- League: X-League Indoor Football
- Sport: Indoor football
- Season champions: Florida Tarpons

X-Bowl II
- Champions: Florida Tarpons
- Runners-up: Florida Marine Raiders
- Finals MVP: Javious Faulk

XLIF seasons
- ← 2014 none →

= 2015 X-League Indoor Football season =

The 2015 X-League Indoor Football season was the second season for the X-League. The biggest change in the off-season is the addition of the Cape Fear Heroes, Corpus Christi Fury, Florida Tarpons, Rio Grande Valley Sol, Marion Blue Racers, and Bloomington Edge.

==Standings==

| Team | Wins | Losses | Percentage |
|---|---|---|---|
| z-Florida Tarpons | 6 | 2 | .750 |
| Rio Grande Valley Sol | 5 | 2 | .714 |
| St.
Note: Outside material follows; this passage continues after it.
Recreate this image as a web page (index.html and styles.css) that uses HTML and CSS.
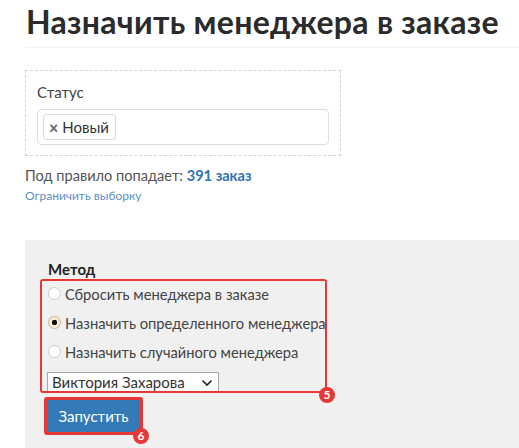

Louis Attack | 5 | 3 | .625 |
| Bloomington Edge | 5 | 3 | .625 |
| x-Florida Marine Raiders | 5 | 3 | .625 |
| Marion Blue Racers | 5 | 3 | .625 |
| Cape Fear Heroes | 4 | 4 | .500 |
| Georgia Rampage | 2 | 6 | .250 |
| Alabama Outlawz | 2 | 6 | .250 |
| Corpus Christi Fury | 0 | 7 | .000 |

- z-Indicates best regular season record
- x-Indicates clinched playoff berth

==Playoffs==
Originally planned as a three-team playoff, the X-Bowl was moved up to June 6, 2015, and the post-season shortened after the Cape Fear Heroes were suspended by the league and the St. Louis Attack agreed to forgo their third-place playoff berth.